1[numthreads(256, 1, 1)] void main(uint threadId : SV_DispatchThreadID) {
2 BufferBindings bnd = loadBindings<BufferBindings>();
3 uint idx = threadId;
4
5 if (idx >= bnd.constants.gaussianNum)
6 return;
7
8 uint3 tileGrid = uint3((bnd.constants.resolution.x + kBlockX - 1) / kBlockX,
9 (bnd.constants.resolution.y + kBlockY - 1) / kBlockY, 1);
10 int radius = bnd.radii.loadUniform<int>(idx);
11
12 if (radius > 0) {
13 uint offset = (idx == 0) ? 0 : bnd.offsets.loadUniform<uint>(idx - 1);
14
15 uint2 rectMin, rectMax;
16
17 float2 xy = bnd.pointImage.loadUniform<float2>(idx);
18 float depth = bnd.depth.loadUniform<float>(idx);
19
20 getRectFromRadius(xy, radius, rectMin, rectMax, tileGrid);
21
22 for (int y = rectMin.y; y < rectMax.y; y++) {
23 for (int x = rectMin.x; x < rectMax.x; x++) {
24 DuplicateKey key = (DuplicateKey)0;
25 key.tileId = uint(y * tileGrid.x + x);
26 key.depth = depth;
27
28 bnd.gaussianKeys.store<DuplicateKey>(offset, key);
29 bnd.gaussianValues.store<uint>(offset, idx);
30 offset++;
31 }
32 }
33 }
34}
Once keys are generated, we sort them. The Breda framework provides GPU sorting algorithms such as FFX and OneSweep, which were straightforward to use.
Tile Workload Calculation
With a sorted list of Gaussian keys and values, we compute the workload for each tile. This step eliminates the need to check for workloads in the rendering shader.
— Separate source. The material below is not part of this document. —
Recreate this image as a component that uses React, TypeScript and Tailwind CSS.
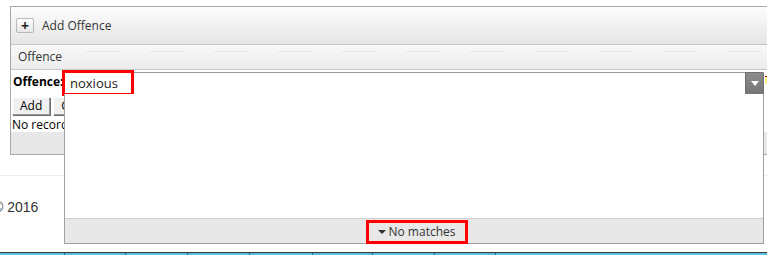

By checking where in the sorted list of keys tile ID changes, and by storing thread ID, we create a buffer that defines workload ranges for each tile for rendering.
Rasterization
For rasterization, we launch one thread block per 16x16 pixel tile. Each dispatch processes one tile by loading packets of Gaussians into shared memory. For each pixel in the tile, we accumulate color and alpha (α) values (blending is based on the initial sorting). When the target saturation α is reached in a pixel, the corresponding thread stops, and the output is written into the render target.
Conclusion
There are still a few opportunities to improve Gaussian Splats rendering, such as optimizing the size of the structures used, explored by Aras Pranckevičius in his blog post, or issues related to approximation in both training and rendering, addressed in the following research.
As an intern, I gained valuable experience and enjoyed working with a talented and supportive team at Traverse Research. The environment in the company made it easy to seek help when needed. The codebase, with its efficient implementation and clear abstractions of common algorithms like sorting, was a pleasure to work with.